## TASK OBJECTIVE
Retype, exactly as they stand, the lines from the start of the data to the line that contains "</generate-dialog>", both ends included. Leave the pictures out.

## Start

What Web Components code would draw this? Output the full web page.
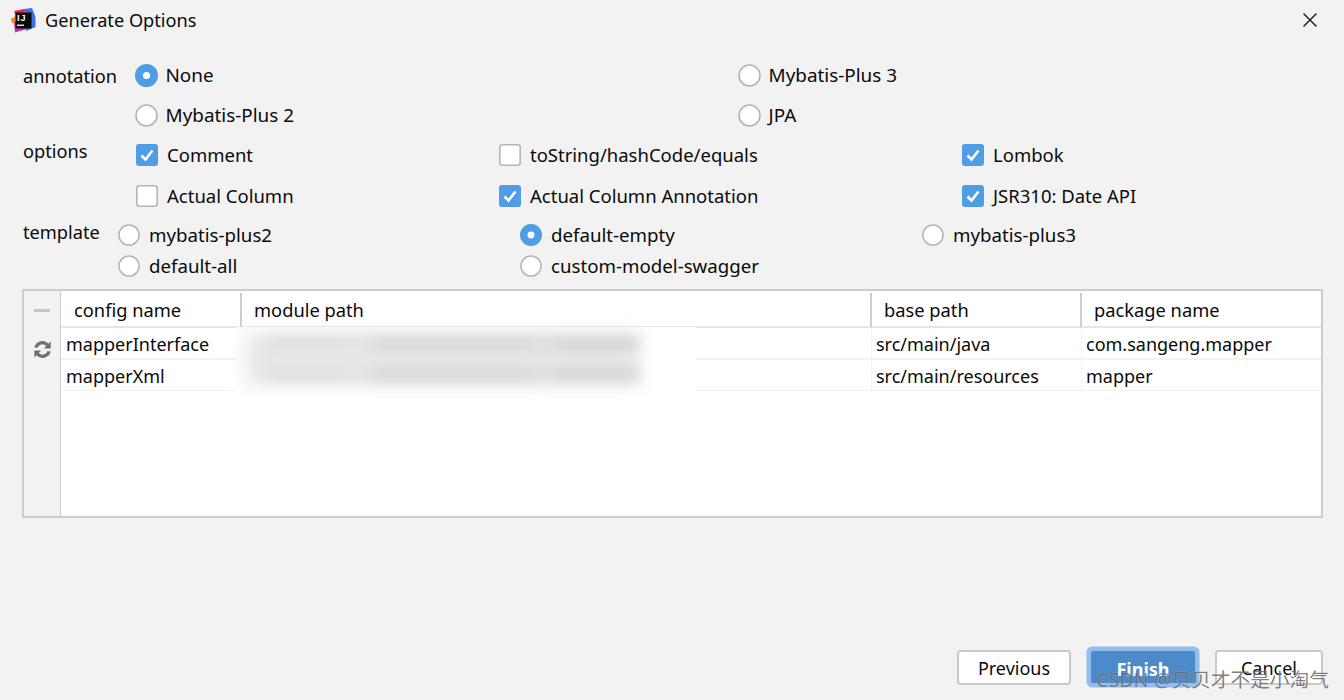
<!DOCTYPE html>
<html>
<head>
<meta charset="utf-8">
<title>Generate Options</title>
<style>
  html, body { margin: 0; padding: 0; }
  body {
    width: 1344px; height: 700px; overflow: hidden; background: #f2f2f2; color: #0a0a0a;
    font: 18px "Noto Sans", "Noto Sans CJK SC", sans-serif;
  }
</style>
</head>
<body>
<generate-dialog>
  <dialog-title slot="title">Generate Options</dialog-title>

  <option-row slot="rows" label="annotation" cols="603px 1fr" pad="135" rowh="40" top="-1" labeltop="0" gap="7.5" box="23" fs="18.9">
    <radio-opt checked>None</radio-opt>
    <radio-opt>Mybatis-Plus 3</radio-opt>
    <radio-opt>Mybatis-Plus 2</radio-opt>
    <radio-opt>JPA</radio-opt>
  </option-row>
  <option-row slot="rows" label="options" cols="363px 463px 1fr" pad="136" rowh="41" top="-1" labeltop="-4" gap="9" box="22" fs="18.5">
    <check-opt checked>Comment</check-opt>
    <check-opt>toString/hashCode/equals</check-opt>
    <check-opt checked>Lombok</check-opt>
    <check-opt>Actual Column</check-opt>
    <check-opt checked>Actual Column Annotation</check-opt>
    <check-opt checked>JSR310: Date API</check-opt>
  </option-row>
  <option-row slot="rows" label="template" cols="402px 402px 1fr" pad="118" rowh="31" top="3" labeltop="1" gap="9" box="22" fs="18.7">
    <radio-opt>mybatis-plus2</radio-opt>
    <radio-opt checked>default-empty</radio-opt>
    <radio-opt>mybatis-plus3</radio-opt>
    <radio-opt>default-all</radio-opt>
    <radio-opt>custom-model-swagger</radio-opt>
  </option-row>

  <config-table slot="table"></config-table>

  <dlg-button slot="buttons" w="114">Previous</dlg-button>
  <dlg-button slot="buttons" w="104" primary>Finish</dlg-button>
  <dlg-button slot="buttons" w="108">Cancel</dlg-button>
</generate-dialog>

<script>
function shadow(el, html) {
  const root = el.attachShadow({ mode: 'open' });
  root.innerHTML = html;
  return root;
}

customElements.define('generate-dialog', class extends HTMLElement {
  constructor() {
    super();
    shadow(this, `
    <style>
      :host { display: flex; flex-direction: column; width: 1344px; height: 700px; position: relative; }
      .rows { display: flex; flex-direction: column; padding: 16px 0 0 0; height: 249px; box-sizing: border-box; }
      .table { padding: 0 21px 0 22px; }
      .buttons { display: flex; justify-content: flex-end; gap: 20px; padding: 132px 21px 0 0; }
      .mark {
        position: absolute; left: 1096px; top: 667px; font-size: 19.7px; line-height: 26px; white-space: nowrap;
        color: rgba(80,80,80,.72); text-shadow: 0 0 1px rgba(255,255,255,.5);
      }
    </style>
    <slot name="title"></slot>
    <div class="rows"><slot name="rows"></slot></div>
    <div class="table"><slot name="table"></slot></div>
    <div class="buttons"><slot name="buttons"></slot></div>
    <div class="mark">CSDN @贝贝才不是小淘气</div>
    `);
  }
});

customElements.define('dialog-title', class extends HTMLElement {
  constructor() {
    super();
    shadow(this, `
    <style>
      :host { display: flex; align-items: center; height: 40px; padding: 0 26px 0 11px; font-size: 18.2px; }
      .logo { width: 25px; height: 25px; margin-right: 9px; }
      .text { flex: 1; line-height: 40px; }
      .close { width: 16px; height: 16px; }
    </style>
    <svg class="logo" viewBox="0 0 25 25">
      <polygon points="13,1 21,0 24.5,9 24.5,19 15,23" fill="#3f6fe0"/>
      <polygon points="3,3 13,1 15,8 6,12" fill="#f0244f"/>
      <polygon points="0,11 6,7 7,16 1,15" fill="#f58a1f"/>
      <polygon points="3,14 8,14 16,21 4,24.5" fill="#c22fb0"/>
      <rect x="4.5" y="4.5" width="16" height="16" fill="#0b0b0b"/>
      <text x="6" y="13" font-family="Liberation Sans" font-size="9" font-weight="700" letter-spacing="1" fill="#fff">IJ</text>
      <rect x="6" y="16.5" width="7" height="1.5" fill="#ddd"/>
    </svg>
    <span class="text"><slot></slot></span>
    <svg class="close" viewBox="0 0 16 16"><path d="M1.5 1.5 L14.5 14.5 M14.5 1.5 L1.5 14.5" stroke="#222" stroke-width="1.5" fill="none"/></svg>
    `);
  }
});

customElements.define('option-row', class extends HTMLElement {
  constructor() {
    super();
    const g = (n) => this.getAttribute(n);
    shadow(this, `
    <style>
      :host { display: block; position: relative; --gap: ${g('gap')}px; --box: ${g('box')}px; }
      .label { position: absolute; left: 23px; top: ${g('labeltop')}px; line-height: ${g('rowh')}px; font-size: 18.2px; }
      .grid {
        display: grid; grid-template-columns: ${g('cols')}; grid-auto-rows: ${g('rowh')}px;
        align-items: center; padding-left: ${g('pad')}px; margin-top: ${g('top')}px; font-size: ${g('fs')}px;
      }
    </style>
    <div class="label">${g('label')}</div>
    <div class="grid"><slot></slot></div>
    `);
  }
});

customElements.define('radio-opt', class extends HTMLElement {
  constructor() {
    super();
    const on = this.hasAttribute('checked');
    shadow(this, `
    <style>
      :host { display: flex; align-items: center; gap: var(--gap); white-space: nowrap; }
      svg { width: var(--box); height: var(--box); flex: none; }
    </style>
    <svg viewBox="0 0 23 23">${on
      ? '<circle cx="11.5" cy="11.5" r="11.5" fill="#4f9de4"/><circle cx="11.5" cy="11.5" r="3.6" fill="#fff"/>'
      : '<circle cx="11.5" cy="11.5" r="10.5" fill="#fff" stroke="#b5b5b5" stroke-width="1.6"/>'}</svg>
    <span><slot></slot></span>
    `);
  }
});

customElements.define('check-opt', class extends HTMLElement {
  constructor() {
    super();
    const on = this.hasAttribute('checked');
    shadow(this, `
    <style>
      :host { display: flex; align-items: center; gap: var(--gap); white-space: nowrap; }
      svg { width: 22px; height: 22px; flex: none; }
    </style>
    <svg viewBox="0 0 22 22">${on
      ? '<rect width="22" height="22" rx="3" fill="#4f9de4"/><path d="M5.5 11.5 L9.5 15.5 L16.5 6.5" stroke="#fff" stroke-width="2.6" fill="none"/>'
      : '<rect x=".8" y=".8" width="20.4" height="20.4" rx="2.5" fill="#fff" stroke="#b5b5b5" stroke-width="1.6"/>'}</svg>
    <span><slot></slot></span>
    `);
  }
});

customElements.define('config-table', class extends HTMLElement {
  constructor() {
    super();
    const rows = [
      ['mapperInterface', 'src/main/java', 'com.sangeng.mapper'],
      ['mapperXml', 'src/main/resources', 'mapper'],
    ];
    shadow(this, `
    <style>
      :host { display: flex; height: 229px; box-sizing: border-box; border: 2px solid #cdcdcd; background: #fff; position: relative; }
      .side { width: 36px; flex: none; background: #f2f2f2; border-right: 1px solid #cdcdcd; display: flex; flex-direction: column; align-items: center; }
      .minus { width: 16px; height: 3px; background: #c4c4c4; margin: 18px 0 0 0; }
      .sync { width: 19px; height: 19px; margin: 28px 0 0 0; }
      .main { flex: 1; min-width: 0; }
      .head, .row { display: grid; grid-template-columns: 180px 630px 210px 1fr; }
      .head { height: 35px; border-bottom: 2px solid #e6e6e6; font-size: 18.3px; }
      .head div { padding: 0 0 0 13px; line-height: 38px; position: relative; }
      .head div + div::before { content: ""; position: absolute; left: -1px; top: 2px; bottom: 2px; width: 2px; background: #cdcdcd; }
      .row { height: 30px; border-bottom: 2px solid #f2f2f2; line-height: 32px; }
      .row:last-of-type { border-bottom-width: 1px; }
      .row div { padding-left: 5px; white-space: nowrap; }
      .row div + div { padding-left: 4px; border-left: 1px solid #f2f2f2; }
      .blur { position: absolute; left: 212px; top: 36px; width: 460px; height: 68px; background: #fff; }
      .smear { position: absolute; left: 221px; top: 42px; height: 52px; width: 394px; background: #e9e9e8; filter: blur(9px); }
      .bar {
        position: absolute; left: 240px; width: 374px; height: 12px; filter: blur(7px);
        background: linear-gradient(90deg, #dedede 0, #dedede 20%, #e4e4e4 26%, #d4d4d3 30%, #d4d4d3 70%, #dcdcdb 75%, #d0d0cf 80%, #d0d0cf 100%);
      }
    </style>
    <div class="side">
      <div class="minus"></div>
      <svg class="sync" viewBox="0 0 20 20" fill="none">
        <path d="M3 8 A7.2 7.2 0 0 1 15.4 5.4" stroke="#707070" stroke-width="3.4"/>
        <path d="M18.6 1.6 V9 H11.4 Z" fill="#707070"/>
        <path d="M17 12 A7.2 7.2 0 0 1 4.6 14.6" stroke="#707070" stroke-width="3.4"/>
        <path d="M1.4 18.4 V11 H8.6 Z" fill="#707070"/>
      </svg>
    </div>
    <div class="main">
      <div class="head"><div>config name</div><div>module path</div><div>base path</div><div>package name</div></div>
      ${rows.map(r => `<div class="row"><div>${r[0]}</div><div></div><div>${r[1]}</div><div>${r[2]}</div></div>`).join('')}
    </div>
    <div class="blur"></div>
    <div class="smear"></div>
    <div class="bar" style="top:47px"></div>
    <div class="bar" style="top:77px"></div>
    `);
  }
});

customElements.define('dlg-button', class extends HTMLElement {
  constructor() {
    super();
    const primary = this.hasAttribute('primary');
    shadow(this, `
    <style>
      :host { display: block; }
      button {
        display: block; font: inherit; width: ${this.getAttribute('w')}px; padding: 0; border-radius: 4px; box-sizing: border-box;
        background: ${primary ? '#4d8aca' : '#fff'}; color: ${primary ? '#fff' : '#0a0a0a'};
        font-weight: ${primary ? 700 : 400};
        border: ${primary ? '0' : '2px solid #c9c9c9'};
        height: ${primary ? 32 : 35}px; line-height: 32px;
        ${primary ? 'box-shadow: 0 0 0 4.5px #93bdee; margin-top: 1px; border-radius: 2px; padding-top: 2px;' : ''}
      }
    </style>
    <button><slot></slot></button>
    `);
  }
});
</script>
</body>
</html>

## End

## SOLUTION TO THIS PROBLEM
What Web Components code would draw this? Output the full web page.
<!DOCTYPE html>
<html>
<head>
<meta charset="utf-8">
<title>Generate Options</title>
<style>
  html, body { margin: 0; padding: 0; }
  body {
    width: 1344px; height: 700px; overflow: hidden; background: #f2f2f2; color: #0a0a0a;
    font: 18px "Noto Sans", "Noto Sans CJK SC", sans-serif;
  }
</style>
</head>
<body>
<generate-dialog>
  <dialog-title slot="title">Generate Options</dialog-title>

  <option-row slot="rows" label="annotation" cols="603px 1fr" pad="135" rowh="40" top="-1" labeltop="0" gap="7.5" box="23" fs="18.9">
    <radio-opt checked>None</radio-opt>
    <radio-opt>Mybatis-Plus 3</radio-opt>
    <radio-opt>Mybatis-Plus 2</radio-opt>
    <radio-opt>JPA</radio-opt>
  </option-row>
  <option-row slot="rows" label="options" cols="363px 463px 1fr" pad="136" rowh="41" top="-1" labeltop="-4" gap="9" box="22" fs="18.5">
    <check-opt checked>Comment</check-opt>
    <check-opt>toString/hashCode/equals</check-opt>
    <check-opt checked>Lombok</check-opt>
    <check-opt>Actual Column</check-opt>
    <check-opt checked>Actual Column Annotation</check-opt>
    <check-opt checked>JSR310: Date API</check-opt>
  </option-row>
  <option-row slot="rows" label="template" cols="402px 402px 1fr" pad="118" rowh="31" top="3" labeltop="1" gap="9" box="22" fs="18.7">
    <radio-opt>mybatis-plus2</radio-opt>
    <radio-opt checked>default-empty</radio-opt>
    <radio-opt>mybatis-plus3</radio-opt>
    <radio-opt>default-all</radio-opt>
    <radio-opt>custom-model-swagger</radio-opt>
  </option-row>

  <config-table slot="table"></config-table>

  <dlg-button slot="buttons" w="114">Previous</dlg-button>
  <dlg-button slot="buttons" w="104" primary>Finish</dlg-button>
  <dlg-button slot="buttons" w="108">Cancel</dlg-button>
</generate-dialog>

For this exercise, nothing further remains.